Exercise brief:
Transcribe each of the records below exactly, excluding all pictures.

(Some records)
--- start ---

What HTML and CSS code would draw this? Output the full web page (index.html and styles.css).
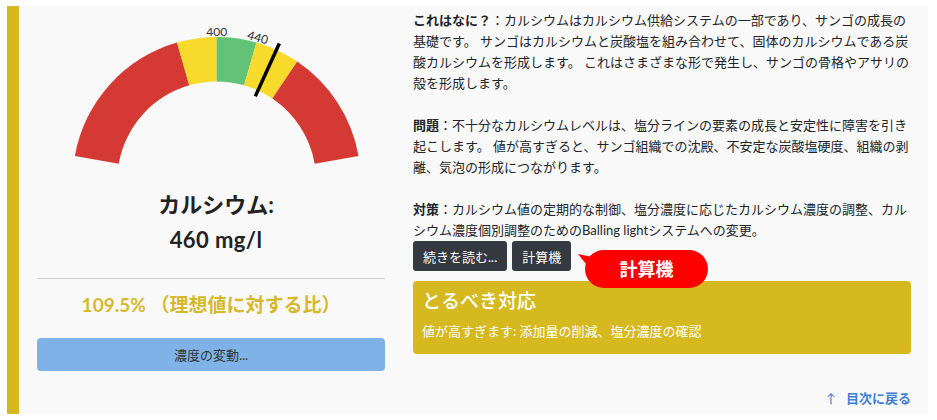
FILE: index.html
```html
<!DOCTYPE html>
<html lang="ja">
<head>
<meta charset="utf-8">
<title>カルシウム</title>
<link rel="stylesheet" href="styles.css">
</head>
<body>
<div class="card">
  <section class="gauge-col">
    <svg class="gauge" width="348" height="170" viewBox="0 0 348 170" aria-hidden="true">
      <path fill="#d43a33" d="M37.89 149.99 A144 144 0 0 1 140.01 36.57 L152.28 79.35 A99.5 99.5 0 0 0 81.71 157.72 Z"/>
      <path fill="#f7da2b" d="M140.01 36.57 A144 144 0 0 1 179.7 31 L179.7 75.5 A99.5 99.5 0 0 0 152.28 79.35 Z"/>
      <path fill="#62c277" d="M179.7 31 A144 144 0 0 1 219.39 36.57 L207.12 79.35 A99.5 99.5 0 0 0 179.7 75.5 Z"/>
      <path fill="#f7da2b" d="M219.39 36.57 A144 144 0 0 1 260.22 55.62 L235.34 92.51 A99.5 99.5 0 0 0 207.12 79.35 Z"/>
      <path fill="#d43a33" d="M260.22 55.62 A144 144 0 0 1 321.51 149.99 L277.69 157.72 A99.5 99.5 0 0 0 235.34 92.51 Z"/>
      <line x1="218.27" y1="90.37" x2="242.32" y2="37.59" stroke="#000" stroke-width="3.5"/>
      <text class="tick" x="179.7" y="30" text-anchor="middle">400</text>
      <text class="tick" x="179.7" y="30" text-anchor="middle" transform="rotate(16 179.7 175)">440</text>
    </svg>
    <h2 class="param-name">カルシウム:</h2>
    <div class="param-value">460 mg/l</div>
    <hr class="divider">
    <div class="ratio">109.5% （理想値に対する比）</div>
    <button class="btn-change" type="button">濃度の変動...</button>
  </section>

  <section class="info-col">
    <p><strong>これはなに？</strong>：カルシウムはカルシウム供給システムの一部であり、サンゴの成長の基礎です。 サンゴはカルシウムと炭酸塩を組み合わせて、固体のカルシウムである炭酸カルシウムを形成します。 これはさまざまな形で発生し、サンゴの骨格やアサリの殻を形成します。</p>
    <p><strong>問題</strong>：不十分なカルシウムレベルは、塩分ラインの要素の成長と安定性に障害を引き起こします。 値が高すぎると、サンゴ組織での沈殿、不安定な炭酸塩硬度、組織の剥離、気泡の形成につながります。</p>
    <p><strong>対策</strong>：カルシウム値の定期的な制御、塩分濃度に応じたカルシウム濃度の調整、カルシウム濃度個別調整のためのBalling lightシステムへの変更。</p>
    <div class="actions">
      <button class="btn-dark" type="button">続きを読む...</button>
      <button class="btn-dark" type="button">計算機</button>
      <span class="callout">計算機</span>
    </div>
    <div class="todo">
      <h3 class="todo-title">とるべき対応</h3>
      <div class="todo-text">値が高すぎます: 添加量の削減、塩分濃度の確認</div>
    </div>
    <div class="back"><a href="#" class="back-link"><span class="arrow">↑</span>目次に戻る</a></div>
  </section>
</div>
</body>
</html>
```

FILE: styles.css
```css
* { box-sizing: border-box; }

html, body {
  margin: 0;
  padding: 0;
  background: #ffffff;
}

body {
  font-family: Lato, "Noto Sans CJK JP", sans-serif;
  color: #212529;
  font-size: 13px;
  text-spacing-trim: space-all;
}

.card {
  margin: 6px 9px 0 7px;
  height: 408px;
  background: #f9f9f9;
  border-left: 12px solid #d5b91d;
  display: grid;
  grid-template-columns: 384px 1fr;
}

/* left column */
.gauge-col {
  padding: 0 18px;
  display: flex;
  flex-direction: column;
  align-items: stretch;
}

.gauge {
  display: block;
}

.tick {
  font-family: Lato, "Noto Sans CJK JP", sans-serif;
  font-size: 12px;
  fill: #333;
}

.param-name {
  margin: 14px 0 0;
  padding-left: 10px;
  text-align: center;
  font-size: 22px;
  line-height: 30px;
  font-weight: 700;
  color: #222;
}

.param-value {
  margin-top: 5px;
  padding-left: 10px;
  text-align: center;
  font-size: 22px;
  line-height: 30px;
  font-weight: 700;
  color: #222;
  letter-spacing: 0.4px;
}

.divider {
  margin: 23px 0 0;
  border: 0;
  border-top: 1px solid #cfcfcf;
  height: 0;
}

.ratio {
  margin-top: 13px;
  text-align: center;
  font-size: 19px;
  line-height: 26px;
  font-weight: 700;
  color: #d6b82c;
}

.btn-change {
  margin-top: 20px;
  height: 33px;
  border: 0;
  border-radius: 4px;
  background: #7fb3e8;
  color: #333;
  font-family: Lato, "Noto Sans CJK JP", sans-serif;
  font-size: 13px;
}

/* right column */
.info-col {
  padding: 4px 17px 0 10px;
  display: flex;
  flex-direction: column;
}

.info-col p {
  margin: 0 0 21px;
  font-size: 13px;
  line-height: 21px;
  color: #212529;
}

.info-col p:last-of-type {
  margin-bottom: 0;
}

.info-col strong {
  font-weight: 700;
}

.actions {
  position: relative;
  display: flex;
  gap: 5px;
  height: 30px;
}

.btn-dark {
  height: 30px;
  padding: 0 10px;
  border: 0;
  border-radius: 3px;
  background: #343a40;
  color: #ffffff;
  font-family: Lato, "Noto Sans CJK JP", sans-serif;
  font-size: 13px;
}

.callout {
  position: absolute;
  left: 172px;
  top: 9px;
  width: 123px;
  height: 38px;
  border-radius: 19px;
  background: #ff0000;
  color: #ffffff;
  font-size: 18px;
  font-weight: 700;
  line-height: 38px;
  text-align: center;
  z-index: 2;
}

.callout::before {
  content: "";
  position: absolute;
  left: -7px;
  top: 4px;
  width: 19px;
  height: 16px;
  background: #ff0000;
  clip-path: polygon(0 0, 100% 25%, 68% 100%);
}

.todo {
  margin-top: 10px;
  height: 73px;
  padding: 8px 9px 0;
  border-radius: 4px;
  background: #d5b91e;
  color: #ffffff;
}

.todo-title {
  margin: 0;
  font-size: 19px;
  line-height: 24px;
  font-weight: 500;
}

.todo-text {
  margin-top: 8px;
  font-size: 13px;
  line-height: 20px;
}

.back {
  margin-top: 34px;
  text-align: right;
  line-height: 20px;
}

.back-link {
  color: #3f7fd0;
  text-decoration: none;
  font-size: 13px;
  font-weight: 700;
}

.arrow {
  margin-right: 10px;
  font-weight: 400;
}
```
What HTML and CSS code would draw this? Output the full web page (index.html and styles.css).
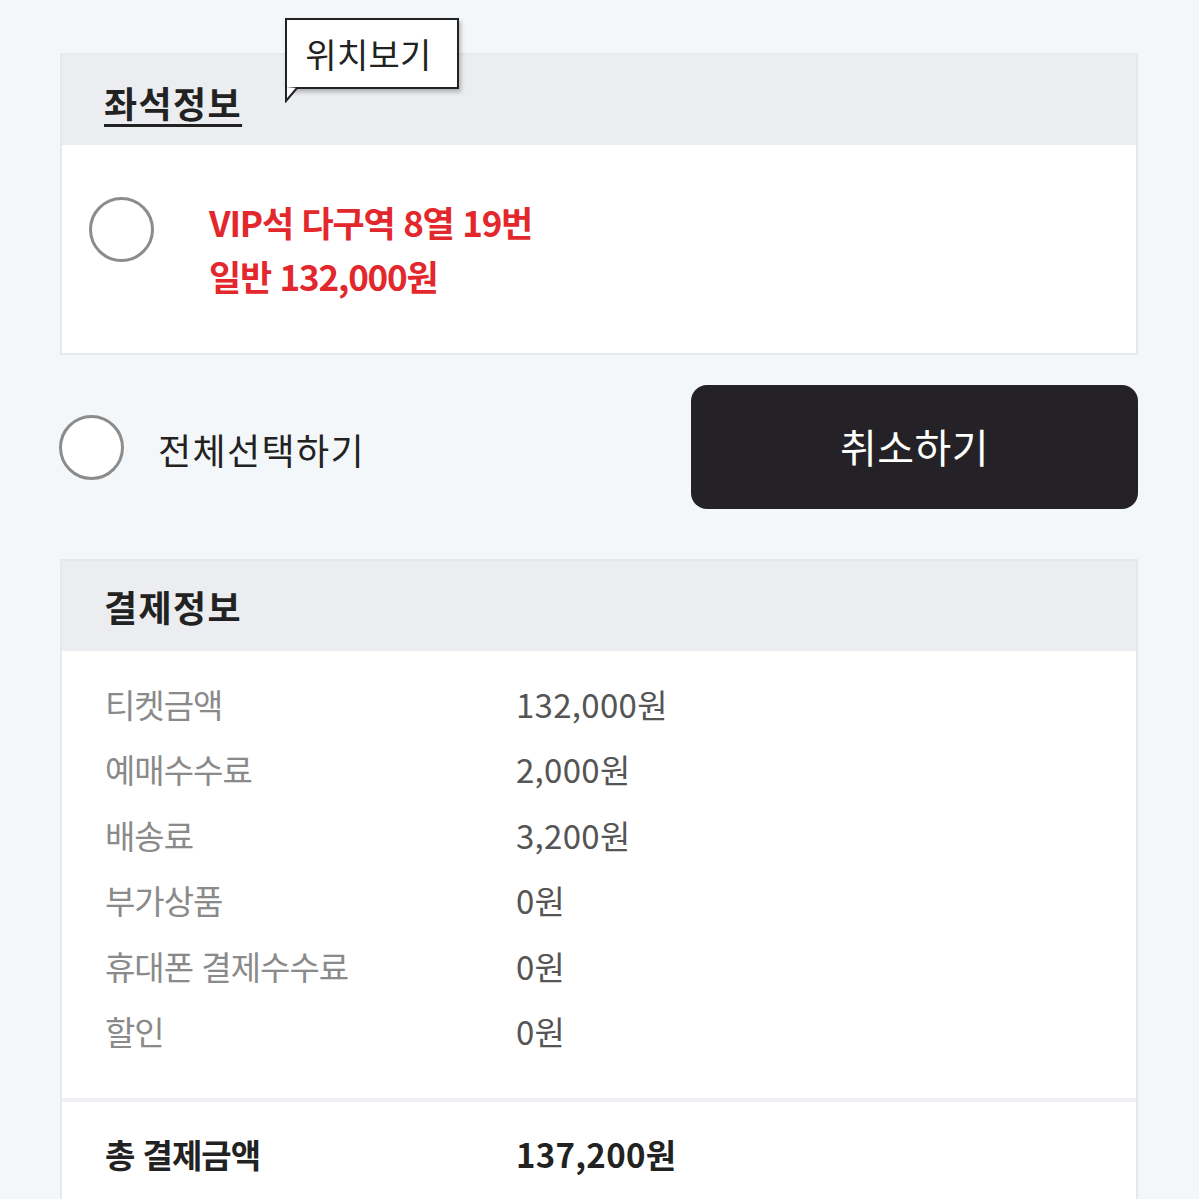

--- end ---

Problem solution:
What HTML and CSS code would draw this? Output the full web page (index.html and styles.css).
FILE: index.html
```html
<!DOCTYPE html>
<html lang="ja">
<head>
<meta charset="utf-8">
<title>カルシウム</title>
<link rel="stylesheet" href="styles.css">
</head>
<body>
<div class="card">
  <section class="gauge-col">
    <svg class="gauge" width="348" height="170" viewBox="0 0 348 170" aria-hidden="true">
      <path fill="#d43a33" d="M37.89 149.99 A144 144 0 0 1 140.01 36.57 L152.28 79.35 A99.5 99.5 0 0 0 81.71 157.72 Z"/>
      <path fill="#f7da2b" d="M140.01 36.57 A144 144 0 0 1 179.7 31 L179.7 75.5 A99.5 99.5 0 0 0 152.28 79.35 Z"/>
      <path fill="#62c277" d="M179.7 31 A144 144 0 0 1 219.39 36.57 L207.12 79.35 A99.5 99.5 0 0 0 179.7 75.5 Z"/>
      <path fill="#f7da2b" d="M219.39 36.57 A144 144 0 0 1 260.22 55.62 L235.34 92.51 A99.5 99.5 0 0 0 207.12 79.35 Z"/>
      <path fill="#d43a33" d="M260.22 55.62 A144 144 0 0 1 321.51 149.99 L277.69 157.72 A99.5 99.5 0 0 0 235.34 92.51 Z"/>
      <line x1="218.27" y1="90.37" x2="242.32" y2="37.59" stroke="#000" stroke-width="3.5"/>
      <text class="tick" x="179.7" y="30" text-anchor="middle">400</text>
      <text class="tick" x="179.7" y="30" text-anchor="middle" transform="rotate(16 179.7 175)">440</text>
    </svg>
    <h2 class="param-name">カルシウム:</h2>
    <div class="param-value">460 mg/l</div>
    <hr class="divider">
    <div class="ratio">109.5% （理想値に対する比）</div>
    <button class="btn-change" type="button">濃度の変動...</button>
  </section>

  <section class="info-col">
    <p><strong>これはなに？</strong>：カルシウムはカルシウム供給システムの一部であり、サンゴの成長の基礎です。 サンゴはカルシウムと炭酸塩を組み合わせて、固体のカルシウムである炭酸カルシウムを形成します。 これはさまざまな形で発生し、サンゴの骨格やアサリの殻を形成します。</p>
    <p><strong>問題</strong>：不十分なカルシウムレベルは、塩分ラインの要素の成長と安定性に障害を引き起こします。 値が高すぎると、サンゴ組織での沈殿、不安定な炭酸塩硬度、組織の剥離、気泡の形成につながります。</p>
    <p><strong>対策</strong>：カルシウム値の定期的な制御、塩分濃度に応じたカルシウム濃度の調整、カルシウム濃度個別調整のためのBalling lightシステムへの変更。</p>
    <div class="actions">
      <button class="btn-dark" type="button">続きを読む...</button>
      <button class="btn-dark" type="button">計算機</button>
      <span class="callout">計算機</span>
    </div>
    <div class="todo">
      <h3 class="todo-title">とるべき対応</h3>
      <div class="todo-text">値が高すぎます: 添加量の削減、塩分濃度の確認</div>
    </div>
    <div class="back"><a href="#" class="back-link"><span class="arrow">↑</span>目次に戻る</a></div>
  </section>
</div>
</body>
</html>
```

FILE: styles.css
```css
* { box-sizing: border-box; }

html, body {
  margin: 0;
  padding: 0;
  background: #ffffff;
}

body {
  font-family: Lato, "Noto Sans CJK JP", sans-serif;
  color: #212529;
  font-size: 13px;
  text-spacing-trim: space-all;
}

.card {
  margin: 6px 9px 0 7px;
  height: 408px;
  background: #f9f9f9;
  border-left: 12px solid #d5b91d;
  display: grid;
  grid-template-columns: 384px 1fr;
}

/* left column */
.gauge-col {
  padding: 0 18px;
  display: flex;
  flex-direction: column;
  align-items: stretch;
}

.gauge {
  display: block;
}

.tick {
  font-family: Lato, "Noto Sans CJK JP", sans-serif;
  font-size: 12px;
  fill: #333;
}

.param-name {
  margin: 14px 0 0;
  padding-left: 10px;
  text-align: center;
  font-size: 22px;
  line-height: 30px;
  font-weight: 700;
  color: #222;
}

.param-value {
  margin-top: 5px;
  padding-left: 10px;
  text-align: center;
  font-size: 22px;
  line-height: 30px;
  font-weight: 700;
  color: #222;
  letter-spacing: 0.4px;
}

.divider {
  margin: 23px 0 0;
  border: 0;
  border-top: 1px solid #cfcfcf;
  height: 0;
}

.ratio {
  margin-top: 13px;
  text-align: center;
  font-size: 19px;
  line-height: 26px;
  font-weight: 700;
  color: #d6b82c;
}

.btn-change {
  margin-top: 20px;
  height: 33px;
  border: 0;
  border-radius: 4px;
  background: #7fb3e8;
  color: #333;
  font-family: Lato, "Noto Sans CJK JP", sans-serif;
  font-size: 13px;
}

/* right column */
.info-col {
  padding: 4px 17px 0 10px;
  display: flex;
  flex-direction: column;
}

.info-col p {
  margin: 0 0 21px;
  font-size: 13px;
  line-height: 21px;
  color: #212529;
}

.info-col p:last-of-type {
  margin-bottom: 0;
}

.info-col strong {
  font-weight: 700;
}

.actions {
  position: relative;
  display: flex;
  gap: 5px;
  height: 30px;
}

.btn-dark {
  height: 30px;
  padding: 0 10px;
  border: 0;
  border-radius: 3px;
  background: #343a40;
  color: #ffffff;
  font-family: Lato, "Noto Sans CJK JP", sans-serif;
  font-size: 13px;
}

.callout {
  position: absolute;
  left: 172px;
  top: 9px;
  width: 123px;
  height: 38px;
  border-radius: 19px;
  background: #ff0000;
  color: #ffffff;
  font-size: 18px;
  font-weight: 700;
  line-height: 38px;
  text-align: center;
  z-index: 2;
}

.callout::before {
  content: "";
  position: absolute;
  left: -7px;
  top: 4px;
  width: 19px;
  height: 16px;
  background: #ff0000;
  clip-path: polygon(0 0, 100% 25%, 68% 100%);
}

.todo {
  margin-top: 10px;
  height: 73px;
  padding: 8px 9px 0;
  border-radius: 4px;
  background: #d5b91e;
  color: #ffffff;
}

.todo-title {
  margin: 0;
  font-size: 19px;
  line-height: 24px;
  font-weight: 500;
}

.todo-text {
  margin-top: 8px;
  font-size: 13px;
  line-height: 20px;
}

.back {
  margin-top: 34px;
  text-align: right;
  line-height: 20px;
}

.back-link {
  color: #3f7fd0;
  text-decoration: none;
  font-size: 13px;
  font-weight: 700;
}

.arrow {
  margin-right: 10px;
  font-weight: 400;
}
```
What HTML and CSS code would draw this? Output the full web page (index.html and styles.css).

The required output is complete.